Lufthansa Ab Initio Training, Part I

Here’s a presentation by Lufthansa to the National Transportation Safety Board (NTSB) on their ab initio (from the beginning) pilot training syllabus. Some thoughts on this:

Lufthansa Selection Process
The Lufthansa Pilot Section Process – slide 6
Slide 6 depicts the Lufthansa pilot selection process. What is striking about this graphic is the 95-98% success rate in step 3, “pilot school,” (aka flight school.) This is a dramatically high number.

Compare this with the attrition rate in Navy flight school during the period 1989-1992 (see page 20 – I graduated Navy flight school in 1989, so this data concerns the flight training I remember.) The difference is striking: leaving out ground school (“AOCS” and “API”) and pipeline training, the “success rate”

Navy Pilot Attrition 1989-1992
Navy Pilot Training Attrition 1989-1992

was 88.8%, even though Navy primary flight training had a smaller scope than the Lufthansa training (designed to prepare a pilot to fly as second-in-command of an airliner.)

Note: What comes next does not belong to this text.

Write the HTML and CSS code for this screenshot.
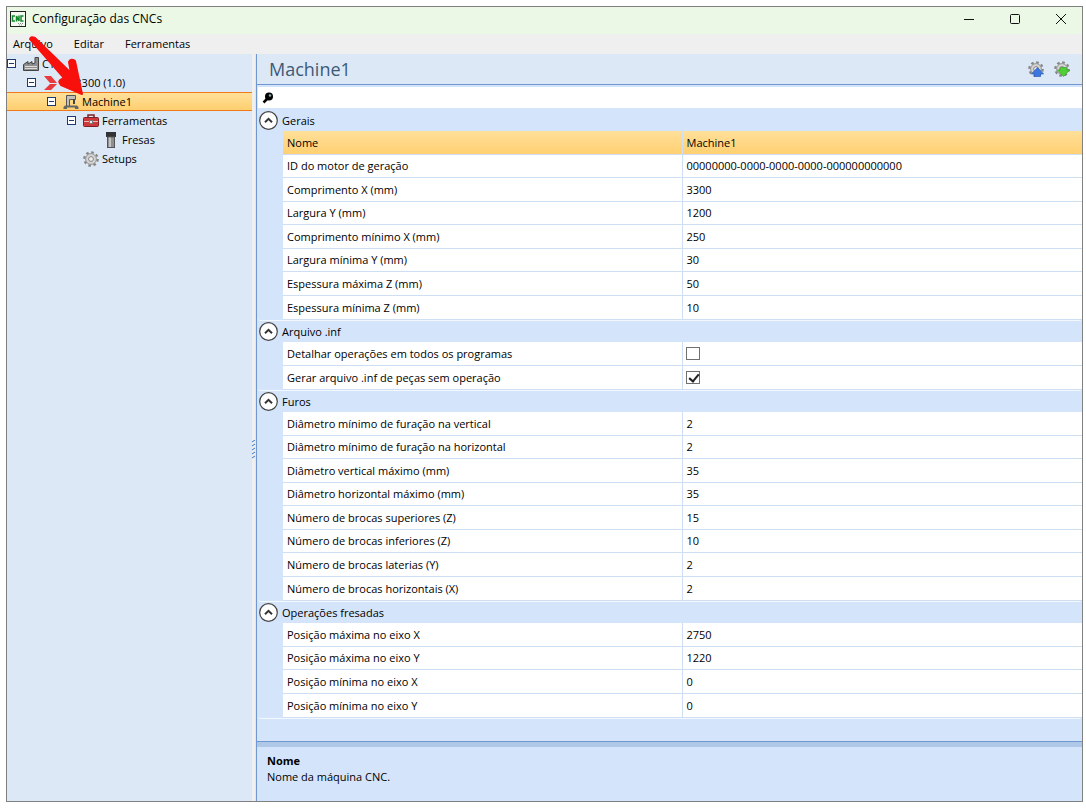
FILE: index.html
```
<!DOCTYPE html>
<html lang="pt-BR">

<head>
    <meta charset="UTF-8">
    <meta name="viewport" content="width=device-width, initial-scale=1.0">
    <title>Configuração das CNCs</title>
    <link rel="stylesheet" href="styles.css">
</head>

<body>
    <!-- shared icon shapes -->
    <svg class="defs" width="0" height="0">
        <symbol id="gear" viewBox="0 0 16 16">
            <circle cx="8" cy="8" r="6.6" fill="none" stroke="#858585" stroke-width="2.4" stroke-dasharray="2.6 2.58" />
            <circle cx="8" cy="8" r="5.4" fill="#d4d4d4" stroke="#949494" stroke-width="1" />
            <circle cx="8" cy="8" r="2.4" fill="#eee" stroke="#858585" stroke-width="1" />
        </symbol>
        <symbol id="chevron" viewBox="0 0 19 19">
            <circle cx="9.5" cy="9.5" r="8.8" fill="#fff" stroke="#444" stroke-width="1.2" />
            <path d="M6 11.2L9.5 7.8L13 11.2" fill="none" stroke="#333" stroke-width="2" />
        </symbol>
    </svg>

    <div class="window">
        <header class="titlebar">
            <svg class="appIcon" viewBox="0 0 16 16">
                <rect x=".5" y=".5" width="15" height="15" fill="#f4fbf1" stroke="#222" />
                <path d="M5 5H2.5V10H5M6.5 10.500V5L9 10V4.500M13.500 5H11V10H13.500" fill="none" stroke="#128a2c" stroke-width="1.500" />
                <path d="M8 12.500h6M9 14h4" stroke="#888" stroke-dasharray="1 1" />
            </svg>
            <span class="caption">Configuração das CNCs</span>
            <div class="windowButtons">
                <button type="button" aria-label="Minimizar"><svg viewBox="0 0 12 12"><path d="M1 6.500H11" /></svg></button>
                <button type="button" aria-label="Maximizar"><svg viewBox="0 0 12 12"><rect x="1.500" y="1.500" width="9" height="9" rx="1" /></svg></button>
                <button type="button" aria-label="Fechar"><svg viewBox="0 0 12 12"><path d="M1 1L11 11M11 1L1 11" /></svg></button>
            </div>
        </header>

        <nav class="menubar">
            <button type="button">Arquivo</button>
            <button type="button">Editar</button>
            <button type="button">Ferramentas</button>
        </nav>

        <div class="content">
            <aside class="sidebar">
                <ul class="tree">
                    <li>
                        <div class="node">
                            <button type="button" class="expander" aria-label="Recolher"></button>
                            <svg class="icon" viewBox="0 0 16 16">
                                <path d="M.5 14.500V8.500L5 5.500V8L9 5.500V8L12 7V1.500H15.500V14.500Z" fill="#8e8e8e" stroke="#444" />
                                <path d="M2 10.500H14M2 12.500H14" stroke="#ddd" />
                            </svg>
                            <span>CYI</span>
                        </div>
                        <ul>
                            <li>
                                <div class="node">
                                    <button type="button" class="expander" aria-label="Recolher"></button>
                                    <svg class="icon" viewBox="0 0 16 16">
                                        <path d="M1 1H8L14 8H7ZM7 9H14L8 15H1Z" fill="#e8393c" />
                                    </svg>
                                    <span>Vn3300 (1.0)</span>
                                </div>
                                <ul>
                                    <li>
                                        <div class="node selected">
                                            <button type="button" class="expander" aria-label="Recolher"></button>
                                            <svg class="icon" viewBox="0 0 16 16">
                                                <path d="M3.500 12V1.500H12.500V5.500H6.500V12" fill="#c4c0b8" stroke="#555" />
                                                <path d="M11 5V10" stroke="#444" stroke-width="2" />
                                                <path d="M2 11.500H14L15.500 13V15H12V13.500H4V15H.5V13Z" fill="#666" />
                                            </svg>
                                            <span>Machine1</span>
                                        </div>
                                        <ul>
                                            <li>
                                                <div class="node">
                                                    <button type="button" class="expander" aria-label="Recolher"></button>
                                                    <svg class="icon" viewBox="0 0 16 16">
                                                        <path d="M5 4.500V2H11V4.500" fill="none" stroke="#7c2224" stroke-width="1.500" />
                                                        <rect x=".5" y="4.500" width="15" height="9" rx="1" fill="#d0393b" stroke="#7c2224" />
                                                        <path d="M1 8.500H15" stroke="#f0b5b5" />
                                                        <rect x="6.500" y="7.500" width="3" height="3" fill="#eee" stroke="#777" />
                                                    </svg>
                                                    <span>Ferramentas</span>
                                                </div>
                                                <ul>
                                                    <li>
                                                        <div class="node leaf">
                                                            <svg class="icon" viewBox="0 0 16 16">
                                                                <rect x="3" y="0" width="10" height="5" fill="#333" />
                                                                <rect x="4.500" y="5" width="7" height="10.500" fill="#909090" stroke="#555" />
                                                                <path d="M7 5.500V15" stroke="#c4c4c4" stroke-width="2" />
                                                            </svg>
                                                            <span>Fresas</span>
                                                        </div>
                                                    </li>
                                                </ul>
                                            </li>
                                            <li>
                                                <div class="node leaf">
                                                    <svg class="icon"><use href="#gear" /></svg>
                                                    <span>Setups</span>
                                                </div>
                                            </li>
                                        </ul>
                                    </li>
                                </ul>
                            </li>
                        </ul>
                    </li>
                </ul>
            </aside>

            <div class="splitter">
                <svg viewBox="0 0 3 20"><path d="M0 2L3 0M0 6L3 4M0 10L3 8M0 14L3 12M0 18L3 16" stroke="#3b73c4" /></svg>
            </div>

            <main class="panel">
                <div class="panelHeader">
                    <h1>Machine1</h1>
                    <button type="button" class="tool" aria-label="Exportar">
                        <svg viewBox="0 0 16 16"><use href="#gear" /><path d="M9.500 6.500L15.700 13H12.500V15.700H6.500V13H3.300Z" fill="#3c78e0" stroke="#2458b8" stroke-width=".6" /></svg>
                    </button>
                    <button type="button" class="tool" aria-label="Importar">
                        <svg viewBox="0 0 16 16"><use href="#gear" /><path d="M6.500 6.500H12.500V9H15.700L9.500 15.500L3.300 9H6.500Z" fill="#50d033" stroke="#2e9c1c" stroke-width=".6" /></svg>
                    </button>
                </div>

                <div class="grid">
                    <label class="search">
                        <svg viewBox="0 0 12 12"><circle cx="7" cy="4.500" r="4" /><path d="M5 7L1.500 10.500" stroke="#000" stroke-width="2.500" /><circle cx="8" cy="3.500" r="1.300" fill="#8aa" /></svg>
                        <input type="text" aria-label="Pesquisar">
                    </label>

                    <section class="category">
                        <h2><button type="button" aria-label="Recolher Gerais"><svg><use href="#chevron" /></svg></button>Gerais</h2>
                        <table>
                            <tr class="selected"><th>Nome</th><td>Machine1</td></tr>
                            <tr><th>ID do motor de geração</th><td>00000000-0000-0000-0000-000000000000</td></tr>
                            <tr><th>Comprimento X (mm)</th><td>3300</td></tr>
                            <tr><th>Largura Y (mm)</th><td>1200</td></tr>
                            <tr><th>Comprimento mínimo X (mm)</th><td>250</td></tr>
                            <tr><th>Largura mínima Y (mm)</th><td>30</td></tr>
                            <tr><th>Espessura máxima Z (mm)</th><td>50</td></tr>
                            <tr><th>Espessura mínima Z (mm)</th><td>10</td></tr>
                        </table>
                    </section>

                    <section class="category">
                        <h2><button type="button" aria-label="Recolher Arquivo .inf"><svg><use href="#chevron" /></svg></button>Arquivo .inf</h2>
                        <table>
                            <tr><th><label for="detalhar">Detalhar operações em todos os programas</label></th><td><input type="checkbox" id="detalhar"></td></tr>
                            <tr><th><label for="gerar">Gerar arquivo .inf de peças sem operação</label></th><td><input type="checkbox" id="gerar" checked></td></tr>
                        </table>
                    </section>

                    <section class="category">
                        <h2><button type="button" aria-label="Recolher Furos"><svg><use href="#chevron" /></svg></button>Furos</h2>
                        <table>
                            <tr><th>Diâmetro mínimo de furação na vertical</th><td>2</td></tr>
                            <tr><th>Diâmetro mínimo de furação na horizontal</th><td>2</td></tr>
                            <tr><th>Diâmetro vertical máximo (mm)</th><td>35</td></tr>
                            <tr><th>Diâmetro horizontal máximo (mm)</th><td>35</td></tr>
                            <tr><th>Número de brocas superiores (Z)</th><td>15</td></tr>
                            <tr><th>Número de brocas inferiores (Z)</th><td>10</td></tr>
                            <tr><th>Número de brocas laterias (Y)</th><td>2</td></tr>
                            <tr><th>Número de brocas horizontais (X)</th><td>2</td></tr>
                        </table>
                    </section>

                    <section class="category">
                        <h2><button type="button" aria-label="Recolher Operações fresadas"><svg><use href="#chevron" /></svg></button>Operações fresadas</h2>
                        <table>
                            <tr><th>Posição máxima no eixo X</th><td>2750</td></tr>
                            <tr><th>Posição máxima no eixo Y</th><td>1220</td></tr>
                            <tr><th>Posição mínima no eixo X</th><td>0</td></tr>
                            <tr><th>Posição mínima no eixo Y</th><td>0</td></tr>
                        </table>
                    </section>
                </div>

                <footer class="description">
                    <strong>Nome</strong>
                    <p>Nome da máquina CNC.</p>
                </footer>
            </main>
        </div>

        <!-- red pointer to the selected machine -->
        <svg class="pointer" viewBox="0 0 60 64" aria-hidden="true">
            <path d="M2 4Q3 1 7 3L43 38L41 27Q43 23 47 26L54 59L33 50Q29 46 34 44L36 43Z" />
        </svg>
    </div>
</body>

</html>
```
FILE: styles.css
```
* {
    box-sizing: border-box;
}

body {
    margin: 6px 3px 10px 6px;
    background: #fff;
    color: #000;
    font-family: "Open Sans", "Noto Sans", sans-serif;
    font-size: 11px;
}

button {
    border: 0;
    padding: 0;
    background: none;
    color: inherit;
    font: inherit;
}

h1,
h2,
p,
ul {
    margin: 0;
    padding: 0;
    font-weight: normal;
    list-style: none;
}

.defs {
    position: absolute;
}

.window {
    position: relative;
    display: flex;
    flex-direction: column;
    min-height: calc(100vh - 16px);
    border: 1px solid #808080;
    background: #efefef;
}

/* title bar and menu */
.titlebar {
    display: flex;
    align-items: center;
    height: 27px;
    padding: 0 15px 4px 3px;
    background: #ebf8e5;
}

.appIcon {
    width: 16px;
    height: 16px;
    margin-right: 6px;
}

.caption {
    flex: 1;
    font-size: 12px;
}

.windowButtons {
    display: flex;
    gap: 34px;
}

.windowButtons svg {
    display: block;
    width: 12px;
    height: 12px;
    fill: none;
    stroke: #111;
}

.menubar {
    display: flex;
    gap: 21px;
    height: 20px;
    padding: 0 0 2px 6px;
}

.content {
    display: flex;
    flex: 1;
}

/* tree */
.sidebar {
    width: 245px;
    background: #dde8f6;
}

.node {
    display: flex;
    align-items: center;
    height: 19px;
    white-space: nowrap;
}

.tree ul .node {
    padding-left: 20px;
}

.tree ul ul .node {
    padding-left: 40px;
}

.tree ul ul ul .node {
    padding-left: 60px;
}

.tree ul ul ul .leaf {
    padding-left: 76px;
}

.tree ul ul ul ul .leaf {
    padding-left: 96px;
}

.node.selected {
    border: solid #f07818;
    border-width: 1px 0;
    background: linear-gradient(#ffe09a, #ffcf70);
}

.expander {
    position: relative;
    width: 9px;
    height: 9px;
    margin-right: 7px;
    border: 1px solid #1c3c70;
    background: #fff;
}

.expander::after {
    content: "";
    position: absolute;
    top: 3px;
    left: 1px;
    width: 5px;
    height: 1px;
    background: #1c3c70;
}

.icon {
    width: 16px;
    height: 16px;
    margin-right: 3px;
}

.splitter {
    display: flex;
    align-items: center;
    width: 4px;
    padding-top: 44px;
    border-right: 1px solid #dde8f6;
}

.splitter svg {
    width: 3px;
    height: 20px;
}

/* property panel */
.panel {
    display: flex;
    flex: 1;
    flex-direction: column;
    border-left: 1px solid #6f97d0;
    background: #d4e5fb;
}

.panelHeader {
    display: flex;
    align-items: center;
    gap: 10px;
    height: 31px;
    padding: 0 12px;
    border-bottom: 1px solid #6f97d0;
    background: #dde8f6;
}

.panelHeader h1 {
    flex: 1;
    color: #3b5a78;
    font-size: 18px;
}

.tool svg {
    display: block;
    width: 16px;
    height: 16px;
}

.grid {
    flex: 1;
    padding: 2px 0 0 1px;
}

.search {
    display: flex;
    align-items: center;
    height: 21px;
    margin-bottom: 2px;
    padding-left: 4px;
    background: #fff;
}

.search svg {
    width: 12px;
    height: 12px;
}

.search input {
    flex: 1;
    height: 18px;
    border: 0;
    outline: 0;
    background: none;
    font: inherit;
}

.category {
    padding-left: 25px;
    border-bottom: 1px solid #f4f9ff;
    border-radius: 3px;
}

.category h2 {
    display: flex;
    align-items: center;
    gap: 4px;
    height: 21px;
    margin-left: -24px;
    font-size: 11px;
}

.category h2 svg {
    display: block;
    width: 19px;
    height: 19px;
}

table {
    width: 100%;
    border-collapse: separate;
    border-spacing: 0;
    table-layout: fixed;
    background: #fff;
}

tr {
    height: 24px;
}

tr:nth-child(even) {
    height: 23px;
}

tr:last-child {
    height: 24px;
}

th,
td {
    padding: 0 4px;
    border-bottom: 1px solid #cfdff3;
    font-weight: normal;
    line-height: 16px;
    text-align: left;
}

th {
    border-right: 1px solid #cfdff3;
}

tr.selected {
    background: linear-gradient(#ffe09a, #ffcf70);
}

td input {
    appearance: none;
    display: block;
    width: 14px;
    height: 13px;
    margin: 0 0 0 -1px;
    border: 1px solid #707070;
    background: #fff;
}

td input:checked::after {
    content: "";
    display: block;
    width: 4px;
    height: 8px;
    margin: 0 0 0 4px;
    border: solid #222;
    border-width: 0 2px 2px 0;
    transform: rotate(40deg);
}

.description {
    height: 60px;
    padding: 6px 10px;
    border-top: 1px solid #6f97d0;
    box-shadow: inset 0 5px #b0c8e8;
}

.description strong {
    display: block;
    padding-top: 5px;
    line-height: 16px;
}

.description p {
    line-height: 16px;
}

.pointer {
    position: absolute;
    top: 28px;
    left: 21px;
    width: 60px;
    height: 64px;
    fill: #f8100c;
    stroke: #f8100c;
    stroke-width: 2px;
    stroke-linejoin: round;
}
```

I am not saying that Lufthansa training is bad. Lufthansa is an excellent airline. This is only to say that, assuming the Lufthansa training is a typical modern ab initio flight training program, especially as used by European airlines, it displays a key difference in method between the European and American systems.

The “weeding out” process in the European system (I’ll repeat the assumption: Lufthansa’s method typifies the whole European system) happens during Basic Qualification and Company Qualification (between 25-35% successful). In other words, unreliable pilots are removed from their pipeline primarily during a non-flying portion of their syllabus.

In the American system, unreliable (or, indeed, unlucky) pilots are more often weeded out while flying. I realize this sounds less civilized (i.e. a pilot removing himself via mishap.) Nobody thinks that weeding out by mishap is a good thing. But it’s not the only way pilots fail to complete their training.

Maybe the European system is better for that reason; recent events might only be highlighting the fact that, given a much smaller pool of general aviation or military pilots, the Europeans are doing a bang-up job screening out unreliable pilots.

But in America we have yet to see anything like Germanwings.